Innards and entrails (spoilers)
– Rick has let Carl show him the way to another tomorrow, but how long will it last? For so long, the show has gone back and forth on its moral compass. Rick finally making a firm decision is great for this episode, but what about when it doesn’t fit the narrative? Will he revert to ripping someone’s throat out with his teeth?
– Poor Aaron (Ross Marquand), stranded on his own trying to recruit Oceanside, starving, wet and with only walkers for company. Then, from out of nowhere, Oceanside, led by Aaron, appear at the Hilltop to wipe out some Saviours with Molotov Cocktails. For all the time it has taken Aaron to get these women on side, and all the time we’ve spent at their camp this season, this final scene is really insignificant. If it hadn’t been included, we would just have assumed all the Saviours were out in the fields.

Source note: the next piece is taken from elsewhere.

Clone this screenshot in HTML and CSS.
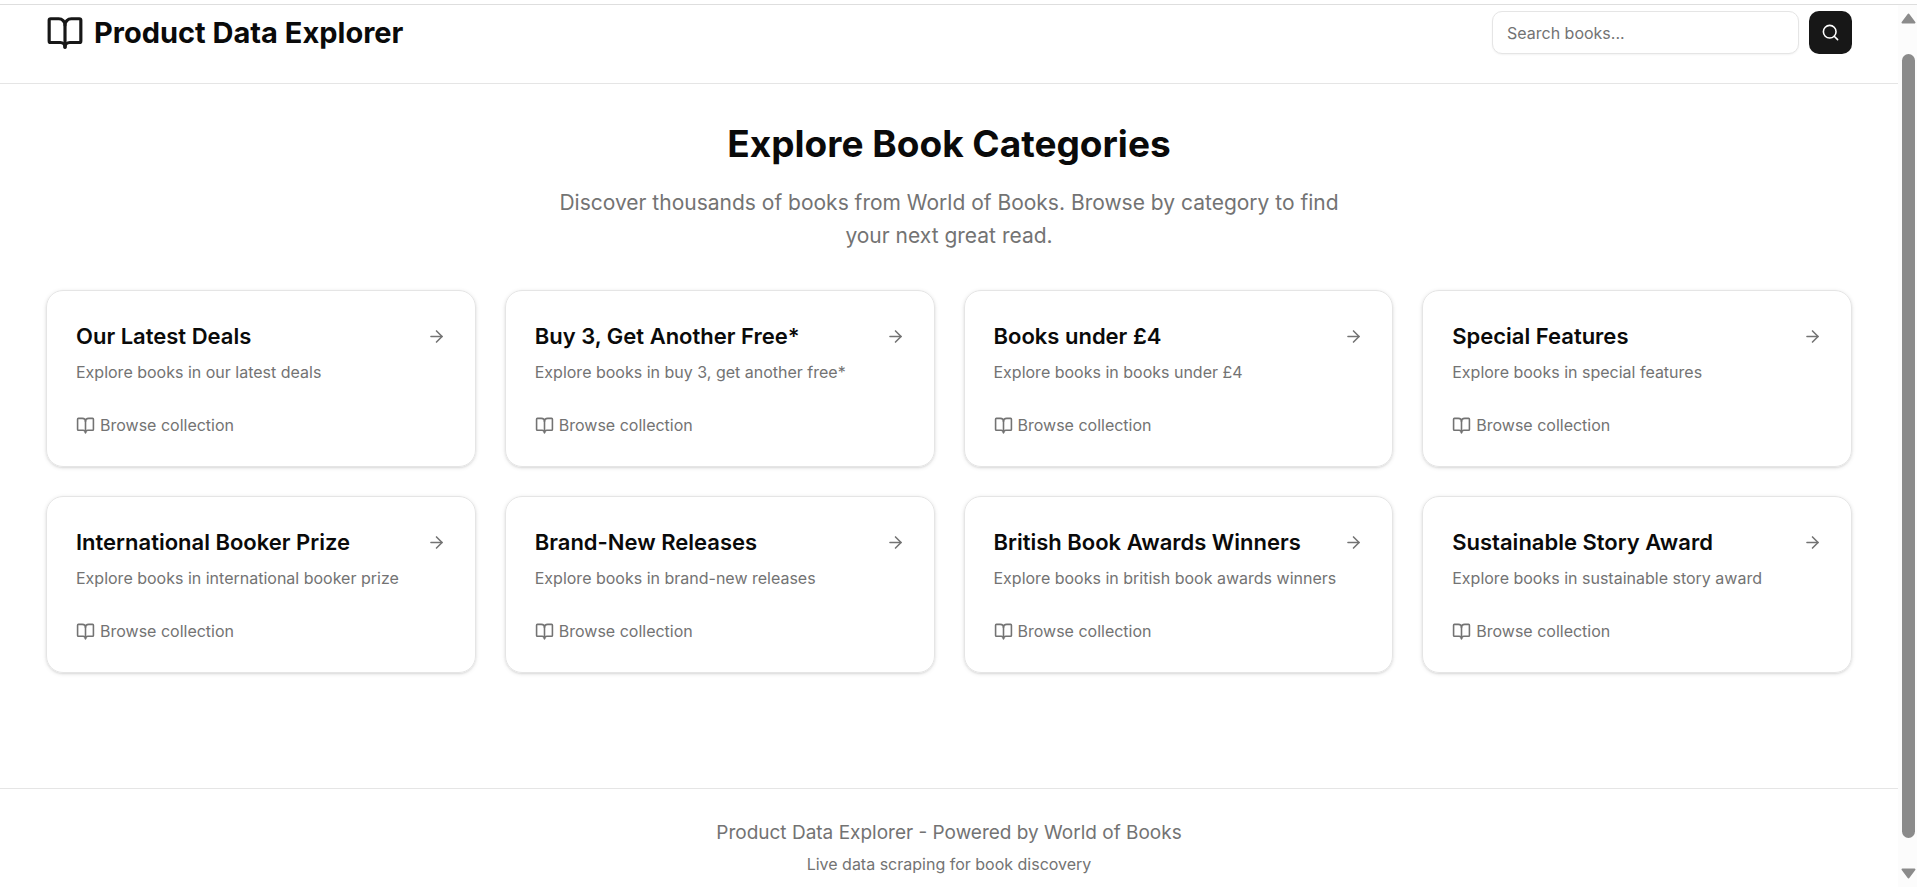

– There’s a civil war brewing at the Hilltop. Maggie (Lauren Cohen), the only one who disagreed with (at least vocally) Rick’s decision to keep Negan alive, is quietly stewing and plotting her revenge. But why is she telling Jesus (Tom Payne) her plans? Jesus has been on the straight and narrow for as long as we’ve known him. He wanted to keep the Saviour prisoners alive, he even convinces Morgan to stop using the pointy end of his stick on the living, so why would he want to cause a rift within the ranks? This could be Maggie pulling a Negan, knowing Jesus will spill the beans, but more likely. they just wanted anyone to sit in that chair knowing they’d be forgotten about when Daryl (Norman Reedus) steps out from the shadows to concur.
– This has great potential, if it is done correctly, to be a defining moment in the show’s run, but it can’t end up just being a repeat of this season. Stealth and underhand tactics mixed with espionage and intelligence could make for a very interesting Season 9.
– Can Father Gabriel (Seth Gilliam) honestly see again or is he talking metaphorically and he can see the right path he needs to find God? If it’s the former, that’s another conveniently wrapped up story arc, no matter how frustrating it was to have several Gabriel point-of-view scenes. If it’s the latter, expect Gabriel to rebuild the church and welcome a new flock to his door.
– Dwight (Austin Amelio) is being kept alive, because seeing Rick and company die thanks to his mistake would be more agony than death. Dwight didn’t seem to fear death, even taking an iron to the face to protect the ones he loves. Yet after the war is over – and he’s taken into the woods by Daryl, presumably to die – he shows a different side. Although accepting that he should die, he doesn’t want to, and so Daryl leaves him the keys to the truck and sends him on his merry way. Finding a note, Dwight now knows where to find his wife. This would have been a perfect opportunity for the pair of them to join Fear the Walking Dead. Daryl promises Dwight death if he shows his face again, but we’re hopeful this isn’t the last we’ll see of Dwight.
– Eugene (Josh McDermitt) has earned himself a reprieve. All along he was making faulty bullets that would backfire on the Saviours. Again, conveniently, the bullets go untested apart from a few in a handgun given to Negan, but it was a rush job, so who has the time? Eugene has been accepted a little too easily back into the fold at Alexandria, although he takes a whack to the chin for vomiting on Rosita (Christian Serratos). Eugene is the reason the war was over before it could even begin, and even though he has saved his friends, he will still be kept under close eye. If he can manufacture bullets that will backfire, he’s smarter than we gave him credit for.
– Negan is alive. He is going to be made an example of, by being imprisoned at Alexandria. Although all his Saviours were willing to bend the knee when he walked into the room, they were quick to raise their hands when Rick approached them. There may be some Saviours left alive who sympathise with Negan and might lead a revolt, but we are meant to believe that this is the end of that chapter. We’ve seen what Negan can do, how he can talk himself out of any situation, so Rick needs to be absolutely certain that Negan is pacified at all times, or he risks his entire newly-unionised world. Anyone following along with the comics knows there is a future for Negan, but he will probably be kept off screen for a while. But he is alive and that can only be a good thing for everyone.